• **WHAT TO DO**: Show all lines holding "React".

'''

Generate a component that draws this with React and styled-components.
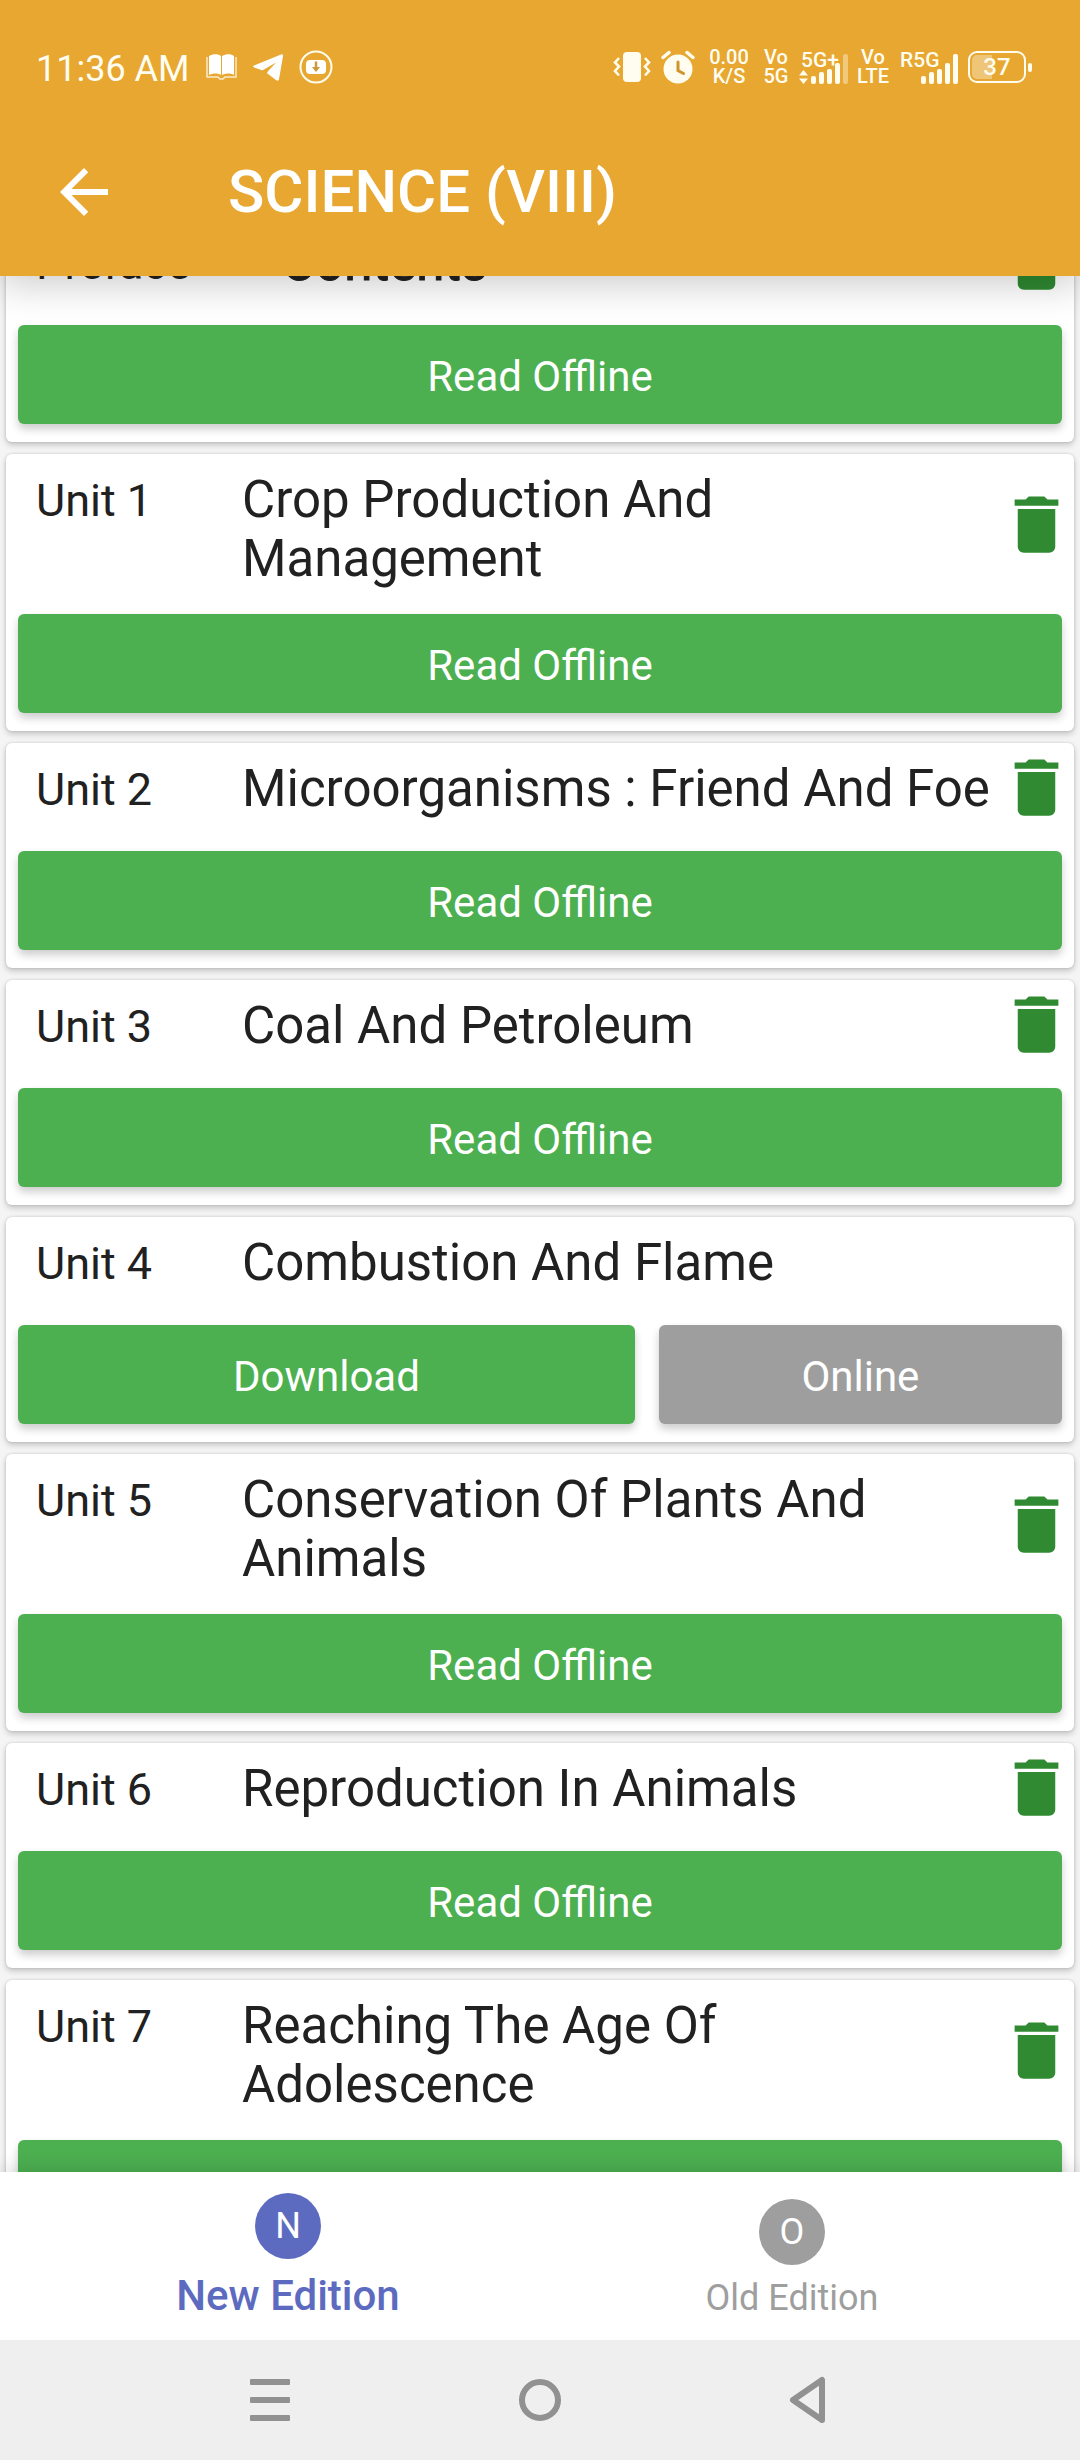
import React, { useLayoutEffect, useRef, useState } from "react";
import styled, { createGlobalStyle } from "styled-components";

const chapters = [
  { unit: "Preface", title: "Contents", saved: true, strong: true },
  { unit: "Unit 1", title: "Crop Production And Management", saved: true },
  { unit: "Unit 2", title: "Microorganisms : Friend And Foe", saved: true },
  { unit: "Unit 3", title: "Coal And Petroleum", saved: true },
  { unit: "Unit 4", title: "Combustion And Flame", saved: false },
  { unit: "Unit 5", title: "Conservation Of Plants And Animals", saved: true },
  { unit: "Unit 6", title: "Reproduction In Animals", saved: true },
  { unit: "Unit 7", title: "Reaching The Age Of Adolescence", saved: true },
];

const editions = [
  { id: "new", letter: "N", label: "New Edition" },
  { id: "old", letter: "O", label: "Old Edition" },
];

const SignalBars = ({ dimLast }) => (
  <svg width="37" height="30" viewBox="0 0 37 30" fill="#fffdf0">
    <rect x="0" y="22" width="5" height="8" rx="2" />
    <rect x="8" y="18" width="5" height="12" rx="2" />
    <rect x="16" y="15" width="5" height="15" rx="2" />
    <rect x="24" y="9" width="5" height="21" rx="2" />
    <rect x="32" y="0" width="5" height="30" rx="2" opacity={dimLast ? 0.4 : 1} />
  </svg>
);

const StatusBar = () => (
  <StatusRow>
    <StatusGroup $gap="16px">
      <Clock>11:36 AM</Clock>
      <svg width="31" height="26" viewBox="0 0 31 26">
        <path d="M1 3v20h11l2 2h3l2-2h11V3" fill="none" stroke="#fffdf0" strokeWidth="1.5" opacity="0.8" />
        <path d="M3 2c4-2.500 9-2.500 12 0v19c-3-2-8-2-12 0zM16 2c4-2.500 9-2.500 12 0v19c-3-2-8-2-12 0z" fill="#fff" />
      </svg>
      <svg width="30" height="27" viewBox="0 0 30 27" fill="#fff">
        <path d="M1 11.500 28 .4c1.300-.5 2.300.3 2 1.800l-4 23c-.3 1.500-1.500 1.800-2.700 1l-8.600-6.500c-.8-.7-.8-1.300-.1-2L23 8.500 10.500 15.800c-.7.400-1.400.5-2.200.2L1.200 13.500C-.2 13-.2 12 1 11.500z" />
      </svg>
      <svg width="34" height="34" viewBox="0 0 34 34">
        <circle cx="17" cy="17" r="15.500" fill="none" stroke="#fffdf0" strokeWidth="2" />
        <rect x="7" y="10" width="20" height="14" rx="4" fill="#fff" />
        <path d="M17 11.500v7" fill="none" stroke="#cf9838" strokeWidth="2.500" />
        <path d="M13 17h8l-4 5z" fill="#cf9838" />
      </svg>
    </StatusGroup>
    <StatusGroup $gap="10px">
      <svg width="38" height="32" viewBox="0 0 38 32">
        <rect x="10" y="1" width="18" height="30" rx="4" fill="#fffdf0" />
        <path d="M6 7 2 11.500l4 4-4 4.500 4 4.500M32 7l4 4.500-4 4 4 4.500-4 4.500" fill="none" stroke="#fffdf0" strokeWidth="2.600" />
      </svg>
      <svg width="34" height="34" viewBox="0 0 34 34">
        <circle cx="17" cy="19" r="14.500" fill="#fffdf0" />
        <path d="M2 7.500 8 2.500M32 7.500 26 2.500" stroke="#fffdf0" strokeWidth="3.500" strokeLinecap="round" />
        <path d="M17 12v8.500l5.500 3" fill="none" stroke="#d0942a" strokeWidth="3" strokeLinecap="round" />
      </svg>
      <TinyStack $width="48px">
        <span>0.00</span>
        <span>K/S</span>
      </TinyStack>
      <TinyStack $width="26px">
        <span>Vo</span>
        <span>5G</span>
      </TinyStack>
      <Signal>
        <SignalLabel>5G+</SignalLabel>
        <svg width="9" height="14" viewBox="0 0 9 14" fill="#fffdf0">
          <path d="M4.500 0 9 5.500H0zM4.500 14 9 8.500H0z" />
        </svg>
        <SignalBars dimLast />
      </Signal>
      <TinyStack $width="30px">
        <span>Vo</span>
        <span>LTE</span>
      </TinyStack>
      <Signal $indent>
        <SignalLabel>R5G</SignalLabel>
        <SignalBars />
      </Signal>
      <Battery>
        <BatteryBody>37</BatteryBody>
        <BatteryTip />
      </Battery>
    </StatusGroup>
  </StatusRow>
);

const TrashIcon = () => (
  <svg width="75" height="75" viewBox="0 0 24 24" fill="#2f8a31">
    <path d="M6 19c0 1.100.9 2 2 2h8c1.100 0 2-.9 2-2V7H6zM19 4h-3.500l-1-1h-5l-1 1H5v2h14z" />
  </svg>
);

const Chapter = ({ unit, title, saved, strong }) => (
  <Card>
    <CardHead>
      <Unit>{unit}</Unit>
      <Title $strong={strong}>{title}</Title>
      {saved && (
        <TrashButton aria-label={`Delete ${title}`}>
          <TrashIcon />
        </TrashButton>
      )}
    </CardHead>
    <Actions $split={!saved}>
      {saved ? (
        <ActionButton>Read Offline</ActionButton>
      ) : (
        <>
          <ActionButton>Download</ActionButton>
          <ActionButton $muted>Online</ActionButton>
        </>
      )}
    </Actions>
  </Card>
);

const App = () => {
  const listRef = useRef(null);
  const [edition, setEdition] = useState("new");

  // keep the reader a little way down the list
  useLayoutEffect(() => {
    listRef.current.scrollTop = 65;
  }, []);

  return (
    <Page>
      <GlobalStyle />
      <Header>
        <StatusBar />
        <Toolbar>
          <BackButton aria-label="Back">
            <svg width="72" height="72" viewBox="0 0 24 24" fill="#fff">
              <path d="M20 11H7.830l5.590-5.590L12 4l-8 8 8 8 1.410-1.410L7.830 13H20z" />
            </svg>
          </BackButton>
          <ToolbarTitle>SCIENCE (VIII)</ToolbarTitle>
        </Toolbar>
      </Header>
      <List ref={listRef}>
        {chapters.map((chapter) => (
          <Chapter key={chapter.unit} {...chapter} />
        ))}
      </List>
      <EditionNav>
        {editions.map(({ id, letter, label }) => (
          <EditionButton key={id} $active={id === edition} onClick={() => setEdition(id)}>
            <Avatar $active={id === edition}>{letter}</Avatar>
            <EditionLabel $active={id === edition}>{label}</EditionLabel>
          </EditionButton>
        ))}
      </EditionNav>
      <SystemNav>
        <SystemButton aria-label="Recents">
          <svg width="48" height="48" viewBox="0 0 48 48" fill="#919191">
            <rect x="4" y="3" width="40" height="6" rx="1" />
            <rect x="4" y="21" width="40" height="6" rx="1" />
            <rect x="4" y="39" width="40" height="6" rx="1" />
          </svg>
        </SystemButton>
        <SystemButton aria-label="Home">
          <svg width="48" height="48" viewBox="0 0 48 48" fill="none" stroke="#919191" strokeWidth="6">
            <circle cx="24" cy="24" r="18" />
          </svg>
        </SystemButton>
        <SystemButton aria-label="Back">
          <svg width="48" height="48" viewBox="0 0 48 48" fill="none" stroke="#919191" strokeWidth="6" strokeLinejoin="round">
            <path d="M36 4v40L7 24z" />
          </svg>
        </SystemButton>
      </SystemNav>
    </Page>
  );
};

export default App;

const GlobalStyle = createGlobalStyle`
  * {
    box-sizing: border-box;
  }
  body {
    margin: 0;
    font-family: Roboto, sans-serif;
    color: #212121;
  }
  button {
    padding: 0;
    border: none;
    background: none;
    font-family: inherit;
    cursor: pointer;
  }
  svg {
    display: block;
    flex-shrink: 0;
  }
`;

const Page = styled.div`
  display: flex;
  flex-direction: column;
  height: 100vh;
  background-color: #f5f5f5;
`;

const Header = styled.header`
  position: relative;
  z-index: 1;
  background-color: #e7a730;
  box-shadow: 0 9px 36px rgba(0, 0, 0, 0.2);
  color: #fff;
`;

const StatusRow = styled.div`
  display: flex;
  justify-content: space-between;
  align-items: center;
  padding: 50px 48px 24px 36px;
  height: 108px;
`;

const StatusGroup = styled.div`
  display: flex;
  align-items: center;
  gap: ${({ $gap }) => $gap};
  color: #fffdf0;
`;

const Clock = styled.span`
  padding-top: 3px;
  font-size: 36px;
  line-height: 36px;
`;

const TinyStack = styled.div`
  display: flex;
  flex-direction: column;
  align-items: center;
  width: ${({ $width }) => $width};
  font-size: 20px;
  font-weight: 500;
  line-height: 19px;
`;

const Signal = styled.div`
  position: relative;
  display: flex;
  align-items: flex-end;
  gap: 3px;
  padding: ${({ $indent }) => ($indent ? "3px 0 0 23px" : "3px 0 0")};
`;

const SignalLabel = styled.span`
  position: absolute;
  top: -3px;
  left: 2px;
  font-size: 21px;
  font-weight: 500;
  line-height: 24px;
`;

const Battery = styled.div`
  display: flex;
  align-items: center;
  gap: 2px;
`;

const BatteryBody = styled.span`
  width: 58px;
  height: 32px;
  border: 2px solid #fffdf0;
  border-radius: 9px;
  background: linear-gradient(90deg, rgba(255, 255, 255, 0.35) 20px, transparent 20px) content-box;
  padding: 2px;
  font-size: 24px;
  font-weight: 500;
  line-height: 25px;
  text-align: center;
`;

const BatteryTip = styled.span`
  width: 4px;
  height: 9px;
  border-radius: 2px;
  background-color: #fffdf0;
`;

const Toolbar = styled.div`
  display: flex;
  align-items: center;
  gap: 108px;
  height: 168px;
  padding: 0 48px;
`;

const BackButton = styled.button`
  width: 72px;
  height: 72px;
`;

const ToolbarTitle = styled.h1`
  margin: 0;
  font-size: 60px;
  font-weight: 500;
  line-height: 72px;
`;

const List = styled.main`
  flex: 1;
  min-height: 0;
  overflow-y: auto;
  scrollbar-width: none;
  display: flex;
  flex-direction: column;
  gap: 12px;
  padding: 6px;
`;

const Card = styled.article`
  flex-shrink: 0;
  padding-bottom: 18px;
  border-radius: 6px;
  background-color: #fff;
  box-shadow: 0 3px 6px rgba(0, 0, 0, 0.2), 0 0 3px rgba(0, 0, 0, 0.14);
`;

const CardHead = styled.div`
  display: flex;
  align-items: flex-start;
  min-height: 90px;
  margin-bottom: 18px;
  padding-left: 30px;
`;

const Unit = styled.span`
  flex-shrink: 0;
  width: 206px;
  padding-top: 20px;
  font-size: 45px;
  line-height: 53px;
`;

const Title = styled.h2`
  flex: 1;
  margin: 0;
  padding: ${({ $strong }) => ($strong ? "16px 0 8px 40px" : "16px 0 8px")};
  font-size: 51px;
  font-weight: 400;
  line-height: 59px;
  -webkit-text-stroke: ${({ $strong }) => ($strong ? "1px #212121" : "0")};
`;

const TrashButton = styled.button`
  align-self: center;
  width: 75px;
  height: 75px;
  margin-bottom: 2px;
`;

const Actions = styled.div`
  display: grid;
  grid-template-columns: ${({ $split }) => ($split ? "3fr 2fr" : "1fr")};
`;

const ActionButton = styled.button`
  height: 99px;
  margin: 0 12px;
  padding-top: 3px;
  border-radius: 6px;
  background-color: ${({ $muted }) => ($muted ? "#9e9e9e" : "#4caf50")};
  box-shadow: 0 5px 9px rgba(0, 0, 0, 0.2);
  color: #fff;
  font-size: 42px;
`;

const EditionNav = styled.nav`
  position: relative;
  display: grid;
  grid-template-columns: 1fr 1fr;
  height: 168px;
  padding: 0 36px;
  background-color: #fff;
  box-shadow: 0 -2px 18px rgba(0, 0, 0, 0.14);
`;

const EditionButton = styled.button`
  display: flex;
  flex-direction: column;
  align-items: center;
  justify-content: flex-end;
  gap: 12px;
  padding-bottom: 20px;
  color: ${({ $active }) => ($active ? "#5c6bc0" : "#9e9e9e")};
`;

const Avatar = styled.span`
  display: flex;
  align-items: center;
  justify-content: center;
  width: 66px;
  height: 66px;
  border-radius: 50%;
  background-color: ${({ $active }) => ($active ? "#5c6bc0" : "#9e9e9e")};
  color: #fff;
  font-size: 36px;
`;

const EditionLabel = styled.span`
  font-size: ${({ $active }) => ($active ? "42px" : "36px")};
  font-weight: ${({ $active }) => ($active ? 500 : 400)};
  line-height: ${({ $active }) => ($active ? "49px" : "43px")};
`;

const SystemNav = styled.footer`
  position: relative;
  display: grid;
  grid-template-columns: repeat(3, 25%);
  justify-content: center;
  height: 120px;
  background-color: #efefef;
`;

const SystemButton = styled.button`
  display: flex;
  align-items: center;
  justify-content: center;
`;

'''

• **RESPONSE TO THIS TASK**:
Generate a component that draws this with React and styled-components.
import React, { useLayoutEffect, useRef, useState } from "react";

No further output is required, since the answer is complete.